On 28 July 2016, in the interest of treating investors fairly, the Authorised Corporate Director of the Core Fund exercised its powers to swing the Core Fund's pricing basis to a bid basis with a fair value dilution reduction of 5%, representing an overall discount to the Core Fund NAV of 6.4%. This decision to change the pricing basis led to a revaluation of the Company's Core Fund holding as at 31 July 2016 to £8.65 million, from £10.11 million as at 30 April 2016 (being 1.25p per share). On 30 September 2016, the decision to implement the change in pricing basis and fair value dilution reduction was lifted.
In order to provide a better reflection of fair value than the single swinging price in current market conditions, a recommendation by the Investment Manager to adopt an amended valuation methodology for the Core Fund to a NAV basis was accepted by the Directors. The Company's holding was valued at £9.33 million as at 31 October 2016.
Dividend
The Company today announces an interim dividend of 2.0 pence per share for the period from 1 August 2016 to 31 October 2016. The dividend payment will be made on 31 December 2016 to shareholders on the register as at 25 November 2016. The ex-dividend date will be 24 November 2016.

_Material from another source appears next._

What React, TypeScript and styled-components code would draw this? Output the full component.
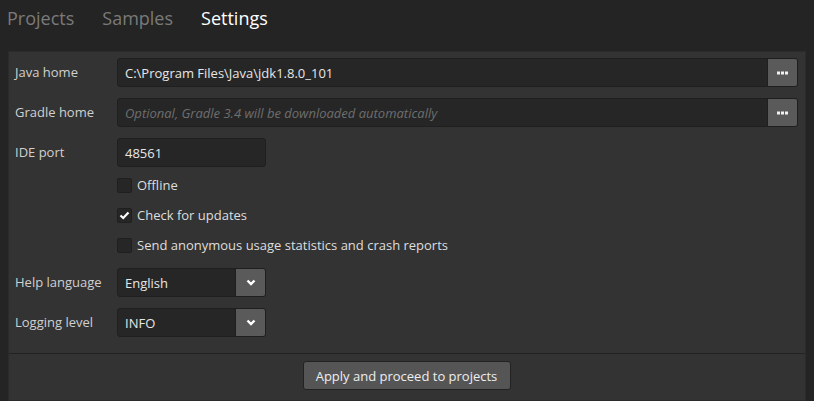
import * as React from "react";
import styled, { createGlobalStyle } from "styled-components";

const GlobalStyle = createGlobalStyle`
  html, body {
    margin: 0;
    padding: 0;
    background: #242424;
    font-family: "Open Sans", "Noto Sans", sans-serif;
  }
`;

const Page = styled.div`
  display: flex;
  flex-direction: column;
  width: 814px;
  height: 401px;
  overflow: hidden;
  background: #242424;
`;

const Tabs = styled.div`
  display: flex;
  gap: 28px;
  height: 36px;
  padding: 0 0 0 7px;
  align-items: center;
`;

const Tab = styled.div<{ $active?: boolean }>`
  font-size: 18px;
  color: ${(p) => (p.$active ? "#ffffff" : "#7a7a7a")};
`;

const Panel = styled.div`
  margin: 15px 0 0 8px;
  width: 798px;
  background: #333333;
  border: 1px solid #2b2b2b;
  box-sizing: border-box;
  flex: 1;
  display: flex;
  flex-direction: column;
`;

const Form = styled.div`
  display: flex;
  flex-direction: column;
  padding: 6px 7px 16px 6px;
  border-bottom: 1px solid #222222;
`;

const Row = styled.div<{ $gap?: number }>`
  display: flex;
  align-items: center;
  height: 29px;
  margin-top: ${(p) => p.$gap ?? 0}px;
`;

const Label = styled.div`
  width: 102px;
  flex: none;
  font-size: 13px;
  color: #d0d0d0;
  padding-bottom: 2px;
`;

const InputGroup = styled.div<{ $width?: number }>`
  display: flex;
  height: 29px;
  box-sizing: border-box;
  ${(p) => (p.$width ? `width: ${p.$width}px;` : "flex: 1;")}
  border: 1px solid #1f1f1f;
  border-radius: 3px;
  background: #262626;
  overflow: hidden;
`;

const Field = styled.div<{ $placeholder?: boolean }>`
  flex: 1;
  display: flex;
  align-items: center;
  padding: 0 7px;
  font-size: 13px;
  color: ${(p) => (p.$placeholder ? "#6e6e6e" : "#e6e6e6")};
  font-style: ${(p) => (p.$placeholder ? "italic" : "normal")};
`;

const SideButton = styled.div`
  width: 29px;
  flex: none;
  display: flex;
  align-items: center;
  justify-content: center;
  background: #5a5a5a;
  border-left: 1px solid #1f1f1f;
`;

const Checks = styled.div`
  display: flex;
  flex-direction: column;
  padding: 3px 0 0 102px;
`;

const CheckRow = styled.div`
  display: flex;
  align-items: center;
  height: 30px;
`;

const Box = styled.div`
  width: 15px;
  height: 15px;
  box-sizing: border-box;
  border: 1px solid #1f1f1f;
  border-radius: 2px;
  background: #262626;
  display: flex;
  align-items: center;
  justify-content: center;
  margin-right: 5px;
`;

const CheckText = styled.div`
  font-size: 13px;
  color: #dedede;
  padding-bottom: 1px;
`;

const Footer = styled.div`
  display: flex;
  justify-content: center;
  padding: 7px 0;
`;

const Button = styled.div`
  width: 208px;
  height: 29px;
  box-sizing: border-box;
  display: flex;
  align-items: center;
  justify-content: center;
  background: #555555;
  border: 1px solid #222222;
  border-radius: 3px;
  font-size: 13px;
  color: #eeeeee;
  margin-left: -1px;
`;

const Dots = () => (
  <svg width="11" height="4" viewBox="0 0 11 4">
    <rect x="0" y="0.5" width="3" height="3" fill="#f2f2f2" />
    <rect x="4" y="0.5" width="3" height="3" fill="#f2f2f2" />
    <rect x="8" y="0.5" width="3" height="3" fill="#f2f2f2" />
  </svg>
);

const Chevron = () => (
  <svg width="10" height="7" viewBox="0 0 10 7">
    <path d="M1.5 1.5 L5 5 L8.5 1.5" stroke="#ffffff" strokeWidth="2.4" fill="none" />
  </svg>
);

const Tick = () => (
  <svg width="11" height="9" viewBox="0 0 11 9">
    <path d="M1.5 4.5 L4.2 7 L9.5 1.5" stroke="#ffffff" strokeWidth="2.2" fill="none" />
  </svg>
);

const Check: React.FC<{ checked?: boolean; label: string }> = ({ checked, label }) => (
  <CheckRow>
    <Box>{checked && <Tick />}</Box>
    <CheckText>{label}</CheckText>
  </CheckRow>
);

const App: React.FC = () => (
  <>
    <GlobalStyle />
    <Page>
      <Tabs>
        <Tab>Projects</Tab>
        <Tab>Samples</Tab>
        <Tab $active>Settings</Tab>
      </Tabs>
      <Panel>
        <Form>
          <Row>
            <Label>Java home</Label>
            <InputGroup>
              <Field>C:\Program Files\Java\jdk1.8.0_101</Field>
              <SideButton>
                <Dots />
              </SideButton>
            </InputGroup>
          </Row>
          <Row $gap={11}>
            <Label>Gradle home</Label>
            <InputGroup>
              <Field $placeholder>Optional, Gradle 3.4 will be downloaded automatically</Field>
              <SideButton>
                <Dots />
              </SideButton>
            </InputGroup>
          </Row>
          <Row $gap={11}>
            <Label>IDE port</Label>
            <InputGroup $width={149}>
              <Field>48561</Field>
            </InputGroup>
          </Row>
          <Checks>
            <Check label="Offline" />
            <Check checked label="Check for updates" />
            <Check label="Send anonymous usage statistics and crash reports" />
          </Checks>
          <Row $gap={8}>
            <Label>Help language</Label>
            <InputGroup $width={149}>
              <Field>English</Field>
              <SideButton>
                <Chevron />
              </SideButton>
            </InputGroup>
          </Row>
          <Row $gap={11}>
            <Label>Logging level</Label>
            <InputGroup $width={149}>
              <Field>INFO</Field>
              <SideButton>
                <Chevron />
              </SideButton>
            </InputGroup>
          </Row>
        </Form>
        <Footer>
          <Button>Apply and proceed to projects</Button>
        </Footer>
      </Panel>
    </Page>
  </>
);

export default App;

The dividend of 2.0 pence per share will be designated 1.60 pence per share as an interim property income distribution ('PID') and 0.40 pence per share as an interim ordinary dividend ('non-PID').
The actual earnings per share for this period were 1.95 pence as a result of a reduction in the dividend received from the Core Fund. As noted above, the Company will look to sell down its holding in the Core Fund and reinvest the proceeds from any sale into direct property holdings. The Board of Directors continues to express confidence in the Company's continued ability to meet the 2.0 pence per quarter target dividend payment from property income based upon the existing assets. In addition, asset management initiatives continue to add to the Company's income stream. Investors should note that this target is for illustrative purposes only, based on current market conditions and is not intended to be, and should not be taken as, a profit forecast or estimate. Actual returns cannot be predicted and may differ materially from this illustrative figure. There can be no assurance that the target will be met or that any dividend or total return will be achieved.
Financing
Equity
The Company's issued share capital consists of 123,647,250 Ordinary Shares.

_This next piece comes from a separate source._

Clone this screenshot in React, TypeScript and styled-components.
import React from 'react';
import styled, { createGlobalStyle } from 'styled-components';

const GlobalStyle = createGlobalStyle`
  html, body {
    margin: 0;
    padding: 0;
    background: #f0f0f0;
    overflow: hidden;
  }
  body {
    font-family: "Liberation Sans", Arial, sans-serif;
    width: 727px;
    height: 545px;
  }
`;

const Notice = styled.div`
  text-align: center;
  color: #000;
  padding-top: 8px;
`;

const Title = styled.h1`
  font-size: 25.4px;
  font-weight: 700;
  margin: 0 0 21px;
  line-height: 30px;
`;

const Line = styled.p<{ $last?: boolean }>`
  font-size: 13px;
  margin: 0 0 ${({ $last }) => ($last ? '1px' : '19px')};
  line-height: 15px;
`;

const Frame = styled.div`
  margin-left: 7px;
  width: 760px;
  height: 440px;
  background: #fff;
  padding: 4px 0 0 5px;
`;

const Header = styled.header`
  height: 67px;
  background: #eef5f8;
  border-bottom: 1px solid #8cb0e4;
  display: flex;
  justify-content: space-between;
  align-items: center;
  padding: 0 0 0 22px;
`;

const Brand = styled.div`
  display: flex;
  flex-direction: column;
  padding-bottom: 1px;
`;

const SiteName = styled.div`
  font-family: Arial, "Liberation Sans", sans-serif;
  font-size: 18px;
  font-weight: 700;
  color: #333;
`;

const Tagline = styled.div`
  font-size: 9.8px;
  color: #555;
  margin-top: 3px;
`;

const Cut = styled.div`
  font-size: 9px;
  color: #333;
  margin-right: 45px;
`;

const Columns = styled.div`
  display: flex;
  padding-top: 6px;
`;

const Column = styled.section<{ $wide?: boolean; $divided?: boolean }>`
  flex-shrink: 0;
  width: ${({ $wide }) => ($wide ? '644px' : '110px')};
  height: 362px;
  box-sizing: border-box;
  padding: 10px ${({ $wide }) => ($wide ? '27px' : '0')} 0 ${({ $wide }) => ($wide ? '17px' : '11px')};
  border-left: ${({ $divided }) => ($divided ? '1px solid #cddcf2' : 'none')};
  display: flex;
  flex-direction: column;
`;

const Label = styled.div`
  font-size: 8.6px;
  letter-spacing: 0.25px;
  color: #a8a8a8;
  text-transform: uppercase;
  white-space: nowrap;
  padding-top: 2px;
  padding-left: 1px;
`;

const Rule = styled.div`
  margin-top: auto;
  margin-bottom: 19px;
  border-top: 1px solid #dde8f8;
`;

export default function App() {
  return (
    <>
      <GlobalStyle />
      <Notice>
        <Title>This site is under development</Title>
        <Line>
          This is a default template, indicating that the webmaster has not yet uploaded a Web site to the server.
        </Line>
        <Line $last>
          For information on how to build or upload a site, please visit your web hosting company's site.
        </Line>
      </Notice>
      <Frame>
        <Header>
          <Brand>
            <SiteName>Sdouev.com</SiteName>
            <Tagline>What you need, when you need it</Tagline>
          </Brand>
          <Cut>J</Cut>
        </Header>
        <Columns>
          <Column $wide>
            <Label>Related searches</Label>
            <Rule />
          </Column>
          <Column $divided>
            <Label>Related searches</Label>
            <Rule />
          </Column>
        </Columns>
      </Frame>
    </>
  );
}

The Company issued the following shares in the three months to 31 October 2016:
Date of Issue |
Number of Shares |
Issue Price per Share |
Gross Proceeds |
12 September 2016 |
2,450,000 |
97.00 p |
£2.38 million |
3 October 2016 |
2,612,250 |
98.25 p |
£2.57 million |
4 October 2016 |
825,000 |
98.25 p |
£0.81 million |
5 October 2016 |
250,000 |
98.25 p |
£0.25 million |
Debt
As at 31 October 2016, the Company has utilised £26.51 million from its £40 million facility with RBS International, representing 19.6% of Gross Loan to Value. The loan attracts interest at LIBOR + 1.4%. To mitigate the interest rate risk that arises as a result of entering into a variable rate linked loan, the Company has entered into interest rate caps on the entire balance of the loan at a strike rate of 2.5% and continues to be 100% hedged.
Portfolio activity and asset management
Cranbourne House, Basingstoke
In return for receiving the landlord's consent to assign the lease to parent company HFC Prestige Manufacturing Limited, Wella Holdings Limited contracted to remove its 2017 break clause giving the Company two years of additional income to 2019, at £410,000 p.a, plus a 6 months rental guarantee. The tenant is now also carrying out refurbishment works to the building, further demonstrating its commitment to the location.
Odeon Cinema, Southend
We have obtained an uplift of £30,000 per annum for the outstanding 2012 rent review from £505,000 to £535,000, backdated to 29 September 2012. Negotiations have commenced on the 2017 rent review.
11-15 Fargate, Sheffield
The Company has completed the leasehold disposal of vacant upper parts above prime retail units for a price of £710,000, against an assumed acquisition value of £250,000. The vacant uppers were held at nil cost to the Company due to a 12 month guarantee from the vendor of the property covering rent, rates and service charge. The retained retail units fronting the prime pedestrianised pitch of Fargate provide good potential for rental value growth going forward due to a higher rental level that has recently been documented in new lettings on the pitch directly opposite.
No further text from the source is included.